Work to be completed | From the entries below, pull out each line where "React" appears.
--- start of Items ---
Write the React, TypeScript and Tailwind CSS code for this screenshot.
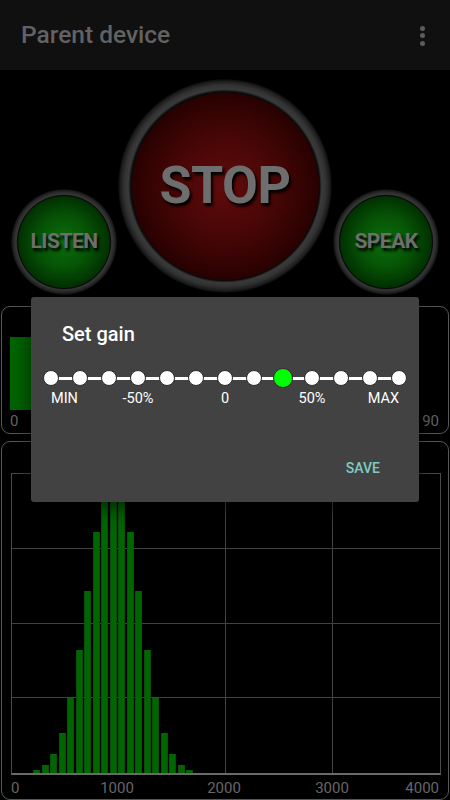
import React from 'react';

const bars = [3, 8, 19, 40, 75, 123, 182, 241, 285, 299, 285, 241, 182, 123, 75, 40, 19, 8, 3];
const steps = Array.from({ length: 13 }, (_, i) => i);
const ticks = [
  { label: '0', left: 0, align: 'left' },
  { label: '1000', left: 106, align: 'center' },
  { label: '2000', left: 213, align: 'center' },
  { label: '3000', left: 321, align: 'center' },
  { label: '4000', left: 428, align: 'right' },
];

function RoundButton({ size, inner, ring, fill, text, label }: { size: string; inner: string; ring: string; fill: string; text: string; label: string }) {
  return (
    <div className={`${size} ${ring} rounded-full flex items-center justify-center shrink-0`}>
      <div className={`${inner} ${fill} rounded-full flex items-center justify-center border border-[#0a0a0a]`}>
        <span className={`${text} font-bold text-[#6e6e6e] [text-shadow:2px_3px_3px_#000]`}>{label}</span>
      </div>
    </div>
  );
}

export default function App() {
  return (
    <div className="w-[450px] h-[800px] bg-black relative overflow-hidden font-['Roboto',sans-serif]">
      {/* Barre du haut */}
      <div className="h-[70px] bg-[#101010] flex items-center justify-between pl-[21px] pr-[25px]">
        <h1 className="text-[24.5px] font-medium text-[#626262] leading-none mt-[1px]">Parent device</h1>
        <div className="flex flex-col gap-[2.5px] mt-[1px]">
          <span className="w-[5px] h-[5px] rounded-full bg-[#5c5c5c]"></span>
          <span className="w-[5px] h-[5px] rounded-full bg-[#5c5c5c]"></span>
          <span className="w-[5px] h-[5px] rounded-full bg-[#5c5c5c]"></span>
        </div>
      </div>

      {/* Boutons */}
      <div className="h-[236px] flex items-end justify-between px-[11px] pb-[11px]">
        <RoundButton
          size="w-[106px] h-[106px]"
          inner="w-[94px] h-[94px]"
          ring="bg-[radial-gradient(circle_closest-side,#0a0a0a_87%,#363636_90%,#2c2c2c_94%,#181818_98%,#050505_100%)]"
          fill="bg-[radial-gradient(circle_closest-side,#0b700b_0%,#065406_55%,#013001_100%)]"
          text="text-[21px] tracking-[-0.5px]"
          label="LISTEN"
        />
        <div className="mb-[2px]">
          <RoundButton
            size="w-[214px] h-[214px]"
            inner="w-[189px] h-[189px]"
            ring="bg-[radial-gradient(circle_closest-side,#0a0a0a_88%,#3a3a3a_90.5%,#333_94%,#1c1c1c_98%,#050505_100%)]"
            fill="bg-[radial-gradient(circle_closest-side,#600b0b_0%,#470606_55%,#280101_100%)]"
            text="text-[52px] tracking-[-0.5px]"
            label="STOP"
          />
        </div>
        <RoundButton
          size="w-[106px] h-[106px]"
          inner="w-[94px] h-[94px]"
          ring="bg-[radial-gradient(circle_closest-side,#0a0a0a_87%,#363636_90%,#2c2c2c_94%,#181818_98%,#050505_100%)]"
          fill="bg-[radial-gradient(circle_closest-side,#0b700b_0%,#065406_55%,#013001_100%)]"
          text="text-[21px] tracking-[-0.5px]"
          label="SPEAK"
        />
      </div>

      {/* Niveau */}
      <div className="mx-px h-[128px] border border-[#575757] rounded-[9px] flex flex-col">
        <div className="mt-[30px] ml-[8px] w-[120px] h-[73px] bg-[#006400]"></div>
        <div className="mt-[2px] flex justify-between pl-[8px] pr-[9px] text-[15px] leading-[18px] text-[#666666]">
          <span>0</span>
          <span>90</span>
        </div>
      </div>

      {/* Histogramme */}
      <div className="mx-px mt-[7px] h-[359px] border border-[#575757] rounded-[9px] pt-[31px] pl-[9px]">
        <div className="relative w-[430px] h-[302px] border-l border-t border-r border-[#4a4a4a] border-b-2 border-b-[#6a6a6a]">
          <div className="grid grid-cols-4 grid-rows-4 w-full h-full">
            {Array.from({ length: 16 }, (_, i) => (
              <div key={i} className={`border-[#424242] ${i % 4 !== 3 ? 'border-r' : ''} ${i < 12 ? 'border-b' : ''}`}></div>
            ))}
          </div>
          <div className="absolute left-[21px] bottom-0 flex items-end gap-[1.53px]">
            {bars.map((h, i) => (
              <div key={i} className="w-[7px] bg-[#006600] border-x border-[#0a4f0a]" style={{ height: h }}></div>
            ))}
          </div>
        </div>
        <div className="relative h-[18px] mt-[4px] w-[430px] text-[15px] leading-[18px] text-[#666666]">
          {ticks.map((t) => (
            <span
              key={t.label}
              className={`absolute top-0 ${t.align === 'center' ? '-translate-x-1/2' : t.align === 'right' ? '-translate-x-full' : ''}`}
              style={{ left: t.left }}
            >
              {t.label}
            </span>
          ))}
        </div>
      </div>

      {/* Dialogue */}
      <div className="absolute left-[31px] top-[297px] w-[388px] h-[205px] bg-[#424242] rounded-[3px] shadow-[0_6px_20px_rgba(0,0,0,0.6)] flex flex-col">
        <h2 className="pt-[25px] pl-[31px] text-[20px] leading-[24px] font-medium text-white">Set gain</h2>
        <div className="relative mt-[22px] ml-[12.5px] w-[363px] h-[20px] flex items-center justify-between">
          <div className="absolute left-[1px] right-[1px] top-[8.5px] h-[3px] bg-white"></div>
          {steps.map((s) => (
            <div key={s} className="relative w-[15px] h-[20px] flex items-center justify-center">
              {s === 8 ? (
                <span className="w-[20px] h-[20px] shrink-0 rounded-full bg-[#00ff00] border border-[#3d1f3d]"></span>
              ) : (
                <span className="w-[16px] h-[16px] shrink-0 rounded-full bg-white border border-[#2a2a2a]"></span>
              )}
            </div>
          ))}
        </div>
        <div className="relative mt-[3px] ml-[20px] h-[16px] text-[14.5px] leading-[16px] text-white">
          <span className="absolute left-0">MIN</span>
          <span className="absolute left-[87px] -translate-x-1/2">-50%</span>
          <span className="absolute left-[174px] -translate-x-1/2">0</span>
          <span className="absolute left-[261px] -translate-x-1/2">50%</span>
          <span className="absolute left-[348px] -translate-x-full">MAX</span>
        </div>
        <div className="mt-[53px] flex justify-end pr-[39px]">
          <span className="text-[14px] leading-[16px] font-medium text-[#80cbc4]">SAVE</span>
        </div>
      </div>
    </div>
  );
}
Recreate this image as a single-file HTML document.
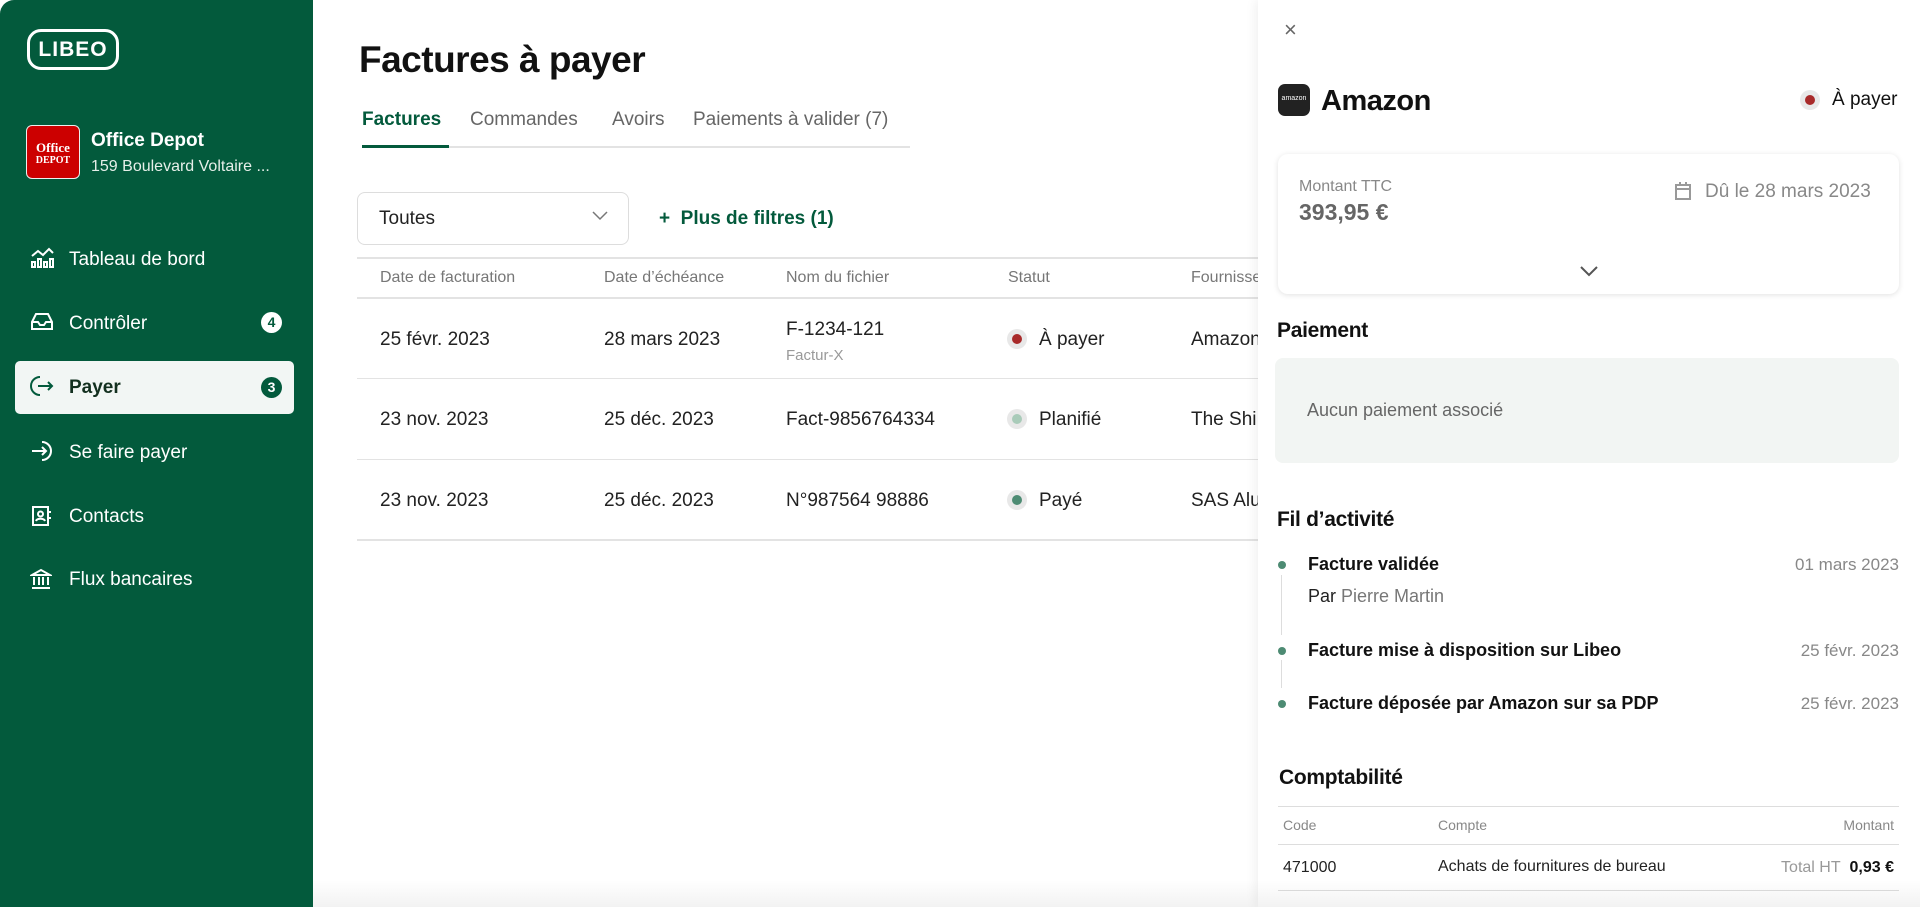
--- end of Items ---
Solution to this problem |
Write the React, TypeScript and Tailwind CSS code for this screenshot.
import React from 'react';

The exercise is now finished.